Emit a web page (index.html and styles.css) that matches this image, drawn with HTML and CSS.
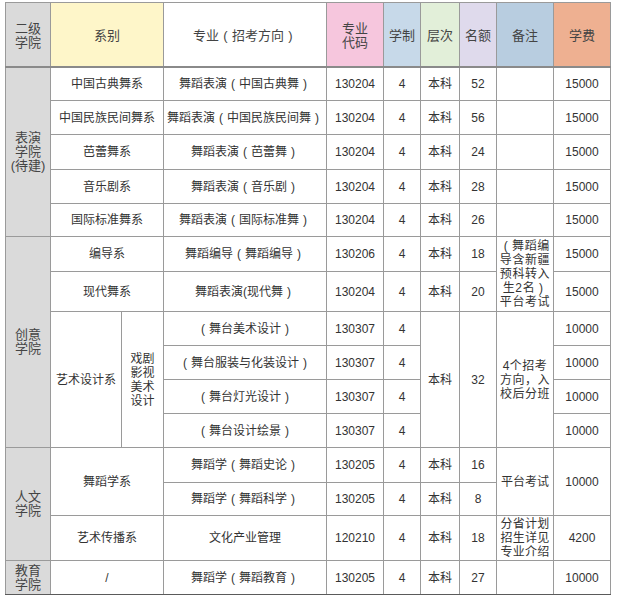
FILE: index.html
```html
<!DOCTYPE html>
<html lang="zh">
<head>
<meta charset="utf-8">
<link rel="stylesheet" href="styles.css">
</head>
<body>
<div class="wrap">
<table class="tbl">
  <colgroup>
    <col class="c1"><col class="c2a"><col class="c2b"><col class="c3"><col class="c4"><col class="c5"><col class="c6"><col class="c7"><col class="c8"><col class="c9">
  </colgroup>
  <thead>
    <tr class="hd">
      <th class="bg-grey">二级<br>学院</th>
      <th class="bg-yellow" colspan="2">系别</th>
      <th class="bg-white">专业<span class="p">(</span>招考方向<span class="p">)</span></th>
      <th class="bg-pink">专业<br>代码</th>
      <th class="bg-blue">学制</th>
      <th class="bg-green">层次</th>
      <th class="bg-lav">名额</th>
      <th class="bg-steel">备注</th>
      <th class="bg-salmon">学费</th>
    </tr>
  </thead>
  <tbody>
    <tr class="h34">
      <td class="bg-grey" rowspan="5">表演<br>学院<br>(待建)</td>
      <td colspan="2">中国古典舞系</td>
      <td>舞蹈表演<span class="p">(</span>中国古典舞<span class="p">)</span></td>
      <td>130204</td><td>4</td><td>本科</td><td>52</td><td></td><td>15000</td>
    </tr>
    <tr class="h34">
      <td colspan="2">中国民族民间舞系</td>
      <td>舞蹈表演<span class="p">(</span>中国民族民间舞<span class="p">)</span></td>
      <td>130204</td><td>4</td><td>本科</td><td>56</td><td></td><td>15000</td>
    </tr>
    <tr class="h35">
      <td colspan="2">芭蕾舞系</td>
      <td>舞蹈表演<span class="p">(</span>芭蕾舞<span class="p">)</span></td>
      <td>130204</td><td>4</td><td>本科</td><td>24</td><td></td><td>15000</td>
    </tr>
    <tr class="h34">
      <td colspan="2">音乐剧系</td>
      <td>舞蹈表演<span class="p">(</span>音乐剧<span class="p">)</span></td>
      <td>130204</td><td>4</td><td>本科</td><td>28</td><td></td><td>15000</td>
    </tr>
    <tr class="h33">
      <td colspan="2">国际标准舞系</td>
      <td>舞蹈表演<span class="p">(</span>国际标准舞<span class="p">)</span></td>
      <td>130204</td><td>4</td><td>本科</td><td>26</td><td></td><td>15000</td>
    </tr>
    <tr class="h35">
      <td class="bg-grey" rowspan="6">创意<br>学院</td>
      <td colspan="2">编导系</td>
      <td>舞蹈编导<span class="p">(</span>舞蹈编导<span class="p">)</span></td>
      <td>130206</td><td>4</td><td>本科</td><td>18</td>
      <td class="note" rowspan="2"><span class="p">(</span>舞蹈编<br>导含新疆<br>预科转入<br>生2名<span class="p">)</span><br>平台考试</td>
      <td>15000</td>
    </tr>
    <tr class="h40">
      <td colspan="2">现代舞系</td>
      <td>舞蹈表演(现代舞<span class="p">)</span></td>
      <td>130204</td><td>4</td><td>本科</td><td>20</td>
      <td>15000</td>
    </tr>
    <tr class="h34">
      <td rowspan="4">艺术设计系</td>
      <td rowspan="4" class="vert">戏剧<br>影视<br>美术<br>设计</td>
      <td><span class="p">(</span>舞台美术设计<span class="p">)</span></td>
      <td>130307</td><td>4</td>
      <td rowspan="4">本科</td>
      <td rowspan="4">32</td>
      <td rowspan="4" class="note2">4个招考<br>方向，入<br>校后分班</td>
      <td>10000</td>
    </tr>
    <tr class="h34">
      <td><span class="p">(</span>舞台服装与化装设计<span class="p">)</span></td>
      <td>130307</td><td>4</td>
      <td>10000</td>
    </tr>
    <tr class="h34">
      <td><span class="p">(</span>舞台灯光设计<span class="p">)</span></td>
      <td>130307</td><td>4</td>
      <td>10000</td>
    </tr>
    <tr class="h34">
      <td><span class="p">(</span>舞台设计绘景<span class="p">)</span></td>
      <td>130307</td><td>4</td>
      <td>10000</td>
    </tr>
    <tr class="h35">
      <td class="bg-grey" rowspan="3">人文<br>学院</td>
      <td colspan="2" rowspan="2">舞蹈学系</td>
      <td>舞蹈学<span class="p">(</span>舞蹈史论<span class="p">)</span></td>
      <td>130205</td><td>4</td><td>本科</td><td>16</td>
      <td rowspan="2">平台考试</td>
      <td rowspan="2">10000</td>
    </tr>
    <tr class="h33">
      <td>舞蹈学<span class="p">(</span>舞蹈科学<span class="p">)</span></td>
      <td>130205</td><td>4</td><td>本科</td><td>8</td>
    </tr>
    <tr class="h45">
      <td colspan="2">艺术传播系</td>
      <td>文化产业管理</td>
      <td>120210</td><td>4</td><td>本科</td><td>18</td>
      <td class="note3">分省计划<br>招生详见<br>专业介绍</td>
      <td>4200</td>
    </tr>
    <tr class="h34 last">
      <td class="bg-grey">教育<br>学院</td>
      <td colspan="2">/</td>
      <td>舞蹈学<span class="p">(</span>舞蹈教育<span class="p">)</span></td>
      <td>130205</td><td>4</td><td>本科</td><td>27</td>
      <td></td>
      <td>10000</td>
    </tr>
  </tbody>
</table>
</div>
</body>
</html>
```

FILE: styles.css
```css
html, body {
  margin: 0;
  padding: 0;
  background: #ffffff;
}

.wrap {
  padding: 2px 0 0 5px;
}

.tbl {
  border-collapse: collapse;
  table-layout: fixed;
  width: 605px;
  font-family: "Liberation Sans", "Noto Sans CJK SC", sans-serif;
  font-size: 12px;
  color: #333333;
  border: 1px solid #5a5a5a;
}

.c1 { width: 45px; }
.c2a { width: 71px; }
.c2b { width: 42px; }
.c3 { width: 163px; }
.c4 { width: 57px; }
.c5 { width: 37px; }
.c6 { width: 39px; }
.c7 { width: 37px; }
.c8 { width: 57px; }
.c9 { width: 57px; }

.tbl th,
.tbl td {
  border: 1px solid #9a9a9a;
  padding: 0;
  text-align: center;
  vertical-align: middle;
  line-height: 14px;
  font-weight: normal;
  white-space: nowrap;
  overflow: hidden;
}

.tbl th {
  font-size: 13px;
  color: #444444;
  border-bottom: 2px solid #8a8a8a;
  padding-top: 3px;
}

.p {
  display: inline-block;
  width: 1em;
  text-align: center;
}

.hd { height: 64px; }

.h33 { height: 33px; }
.h34 { height: 34px; }
.h35 { height: 35px; }
.h40 { height: 40px; }
.h45 { height: 45px; }

.tbl .bg-grey { background: #dadada; }
.bg-yellow { background: #fef6c9; }
.bg-white { background: #ffffff; }
.bg-pink { background: #f6c6dd; }
.bg-blue { background: #c7d9e9; }
.bg-green { background: #e2efd9; }
.bg-lav { background: #dfdaec; }
.bg-steel { background: #b8cde0; }
.bg-salmon { background: #eeb091; }

.tbl td.bg-grey {
  font-size: 13px;
  color: #444444;
}

.vert { line-height: 15px; }

.note {
  line-height: 13.5px;
  letter-spacing: 0.6px;
}

.note2 {
  line-height: 15px;
  letter-spacing: 0.5px;
}

.note3 {
  line-height: 14px;
  letter-spacing: 0.3px;
}

.last td { border-bottom: 1px solid #5a5a5a; }
```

WHAT YOU ARE ASKED TO DO: Reproduce the listing above exactly, excluding all pictures.

RESULT FOR THIS EXERCISE:
Emit a web page (index.html and styles.css) that matches this image, drawn with HTML and CSS.
FILE: index.html
```html
<!DOCTYPE html>
<html lang="zh">
<head>
<meta charset="utf-8">
<link rel="stylesheet" href="styles.css">
</head>
<body>
<div class="wrap">
<table class="tbl">
  <colgroup>
    <col class="c1"><col class="c2a"><col class="c2b"><col class="c3"><col class="c4"><col class="c5"><col class="c6"><col class="c7"><col class="c8"><col class="c9">
  </colgroup>
  <thead>
    <tr class="hd">
      <th class="bg-grey">二级<br>学院</th>
      <th class="bg-yellow" colspan="2">系别</th>
      <th class="bg-white">专业<span class="p">(</span>招考方向<span class="p">)</span></th>
      <th class="bg-pink">专业<br>代码</th>
      <th class="bg-blue">学制</th>
      <th class="bg-green">层次</th>
      <th class="bg-lav">名额</th>
      <th class="bg-steel">备注</th>
      <th class="bg-salmon">学费</th>
    </tr>
  </thead>
  <tbody>
    <tr class="h34">
      <td class="bg-grey" rowspan="5">表演<br>学院<br>(待建)</td>
      <td colspan="2">中国古典舞系</td>
      <td>舞蹈表演<span class="p">(</span>中国古典舞<span class="p">)</span></td>
      <td>130204</td><td>4</td><td>本科</td><td>52</td><td></td><td>15000</td>
    </tr>
    <tr class="h34">
      <td colspan="2">中国民族民间舞系</td>
      <td>舞蹈表演<span class="p">(</span>中国民族民间舞<span class="p">)</span></td>
      <td>130204</td><td>4</td><td>本科</td><td>56</td><td></td><td>15000</td>
    </tr>
    <tr class="h35">
      <td colspan="2">芭蕾舞系</td>
      <td>舞蹈表演<span class="p">(</span>芭蕾舞<span class="p">)</span></td>
      <td>130204</td><td>4</td><td>本科</td><td>24</td><td></td><td>15000</td>
    </tr>
    <tr class="h34">
      <td colspan="2">音乐剧系</td>
      <td>舞蹈表演<span class="p">(</span>音乐剧<span class="p">)</span></td>
      <td>130204</td><td>4</td><td>本科</td><td>28</td><td></td><td>15000</td>
    </tr>
    <tr class="h33">
      <td colspan="2">国际标准舞系</td>
      <td>舞蹈表演<span class="p">(</span>国际标准舞<span class="p">)</span></td>
      <td>130204</td><td>4</td><td>本科</td><td>26</td><td></td><td>15000</td>
    </tr>
    <tr class="h35">
      <td class="bg-grey" rowspan="6">创意<br>学院</td>
      <td colspan="2">编导系</td>
      <td>舞蹈编导<span class="p">(</span>舞蹈编导<span class="p">)</span></td>
      <td>130206</td><td>4</td><td>本科</td><td>18</td>
      <td class="note" rowspan="2"><span class="p">(</span>舞蹈编<br>导含新疆<br>预科转入<br>生2名<span class="p">)</span><br>平台考试</td>
      <td>15000</td>
    </tr>
    <tr class="h40">
      <td colspan="2">现代舞系</td>
      <td>舞蹈表演(现代舞<span class="p">)</span></td>
      <td>130204</td><td>4</td><td>本科</td><td>20</td>
      <td>15000</td>
    </tr>
    <tr class="h34">
      <td rowspan="4">艺术设计系</td>
      <td rowspan="4" class="vert">戏剧<br>影视<br>美术<br>设计</td>
      <td><span class="p">(</span>舞台美术设计<span class="p">)</span></td>
      <td>130307</td><td>4</td>
      <td rowspan="4">本科</td>
      <td rowspan="4">32</td>
      <td rowspan="4" class="note2">4个招考<br>方向，入<br>校后分班</td>
      <td>10000</td>
    </tr>
    <tr class="h34">
      <td><span class="p">(</span>舞台服装与化装设计<span class="p">)</span></td>
      <td>130307</td><td>4</td>
      <td>10000</td>
    </tr>
    <tr class="h34">
      <td><span class="p">(</span>舞台灯光设计<span class="p">)</span></td>
      <td>130307</td><td>4</td>
      <td>10000</td>
    </tr>
    <tr class="h34">
      <td><span class="p">(</span>舞台设计绘景<span class="p">)</span></td>
      <td>130307</td><td>4</td>
      <td>10000</td>
    </tr>
    <tr class="h35">
      <td class="bg-grey" rowspan="3">人文<br>学院</td>
      <td colspan="2" rowspan="2">舞蹈学系</td>
      <td>舞蹈学<span class="p">(</span>舞蹈史论<span class="p">)</span></td>
      <td>130205</td><td>4</td><td>本科</td><td>16</td>
      <td rowspan="2">平台考试</td>
      <td rowspan="2">10000</td>
    </tr>
    <tr class="h33">
      <td>舞蹈学<span class="p">(</span>舞蹈科学<span class="p">)</span></td>
      <td>130205</td><td>4</td><td>本科</td><td>8</td>
    </tr>
    <tr class="h45">
      <td colspan="2">艺术传播系</td>
      <td>文化产业管理</td>
      <td>120210</td><td>4</td><td>本科</td><td>18</td>
      <td class="note3">分省计划<br>招生详见<br>专业介绍</td>
      <td>4200</td>
    </tr>
    <tr class="h34 last">
      <td class="bg-grey">教育<br>学院</td>
      <td colspan="2">/</td>
      <td>舞蹈学<span class="p">(</span>舞蹈教育<span class="p">)</span></td>
      <td>130205</td><td>4</td><td>本科</td><td>27</td>
      <td></td>
      <td>10000</td>
    </tr>
  </tbody>
</table>
</div>
</body>
</html>
```

FILE: styles.css
```css
html, body {
  margin: 0;
  padding: 0;
  background: #ffffff;
}

.wrap {
  padding: 2px 0 0 5px;
}

.tbl {
  border-collapse: collapse;
  table-layout: fixed;
  width: 605px;
  font-family: "Liberation Sans", "Noto Sans CJK SC", sans-serif;
  font-size: 12px;
  color: #333333;
  border: 1px solid #5a5a5a;
}

.c1 { width: 45px; }
.c2a { width: 71px; }
.c2b { width: 42px; }
.c3 { width: 163px; }
.c4 { width: 57px; }
.c5 { width: 37px; }
.c6 { width: 39px; }
.c7 { width: 37px; }
.c8 { width: 57px; }
.c9 { width: 57px; }

.tbl th,
.tbl td {
  border: 1px solid #9a9a9a;
  padding: 0;
  text-align: center;
  vertical-align: middle;
  line-height: 14px;
  font-weight: normal;
  white-space: nowrap;
  overflow: hidden;
}

.tbl th {
  font-size: 13px;
  color: #444444;
  border-bottom: 2px solid #8a8a8a;
  padding-top: 3px;
}

.p {
  display: inline-block;
  width: 1em;
  text-align: center;
}

.hd { height: 64px; }

.h33 { height: 33px; }
.h34 { height: 34px; }
.h35 { height: 35px; }
.h40 { height: 40px; }
.h45 { height: 45px; }

.tbl .bg-grey { background: #dadada; }
.bg-yellow { background: #fef6c9; }
.bg-white { background: #ffffff; }
.bg-pink { background: #f6c6dd; }
.bg-blue { background: #c7d9e9; }
.bg-green { background: #e2efd9; }
.bg-lav { background: #dfdaec; }
.bg-steel { background: #b8cde0; }
.bg-salmon { background: #eeb091; }

.tbl td.bg-grey {
  font-size: 13px;
  color: #444444;
}

.vert { line-height: 15px; }

.note {
  line-height: 13.5px;
  letter-spacing: 0.6px;
}

.note2 {
  line-height: 15px;
  letter-spacing: 0.5px;
}

.note3 {
  line-height: 14px;
  letter-spacing: 0.3px;
}

.last td { border-bottom: 1px solid #5a5a5a; }
```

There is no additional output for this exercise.